Mental Health

Autism Treatment: Fecal Transplant Cuts Symptoms By Nearly 50%

There is a new promising treatment for autism spectrum disorder. The microbes that live in the intestines have been found effective to significantly reduce the core symptoms of the condition, including language, social interaction and behavior issues. 

A new study published in the journal Scientific Reports shows that the procedure Microbiota Transfer Therapy (MTT), a type of fecal transplant, could give long-term beneficial effects to children diagnosed with ASD. The researchers from Arizona State University said the improvements in autism symptoms remained long after treatment.

"We are finding a very strong connection between the microbes that live in our intestines and signals that travel to the brain," Rosa Krajmalnik-Brown, a professor at the Biodesign Swette Center for Environmental Biotechnology at the Biodesign Institute and ASU's School for Sustainable Engineering and the Built Environment, said in a statement posted Tuesday. "Two years later, the children are doing even better, which is amazing."

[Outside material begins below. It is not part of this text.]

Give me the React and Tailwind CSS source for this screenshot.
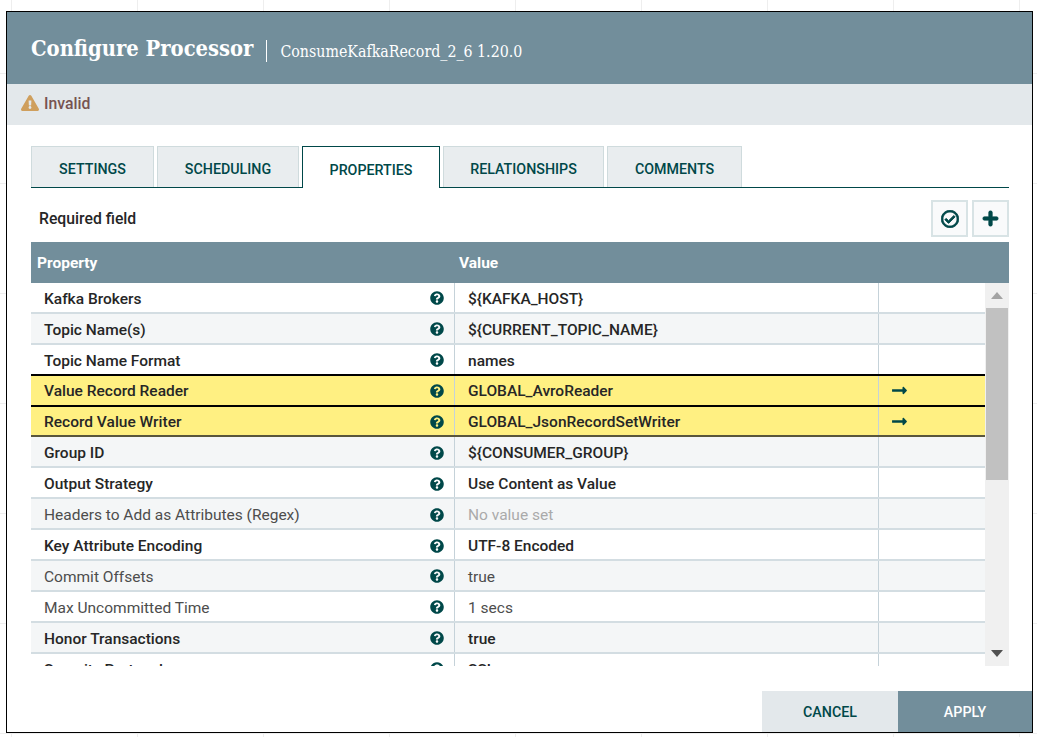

Gut microbes are known to help people digest food properly, train the immune system and prevent overgrowth of harmful bacteria. Some earlier studies suggested that they could also affect brain communication and neurological health. 

Krajmalnik-Brown said that there could be a link between gastrointestinal problems and autism-related symptoms. In their study, the patients who had their gastrointestinal problems treated also showed improved behavior. 

Two years after the fecal transplant, patients continued to show improvements in gut symptoms as well as steady reduction of ASD symptoms. The team said there was a 45 percent reduction in language, social interaction and behavior problems. 

The researchers suggested that transferring healthy microbiota to individuals who lack certain gut bacteria could help people with autism. They also noted it is possible to "donate" a more diverse set of bacteria into the patient to see more positive results both in gut health and ASD symptoms. 

In the U.S., about one in every 59 children are diagnosed with autism, according to the Centers for Disease Control and Prevention (CDC). Over the next decade, CDC expects to record nearly half a million people with autism to become adults, which the country is “unprepared" for.

No medical treatments are available to treat core symptoms of ASD.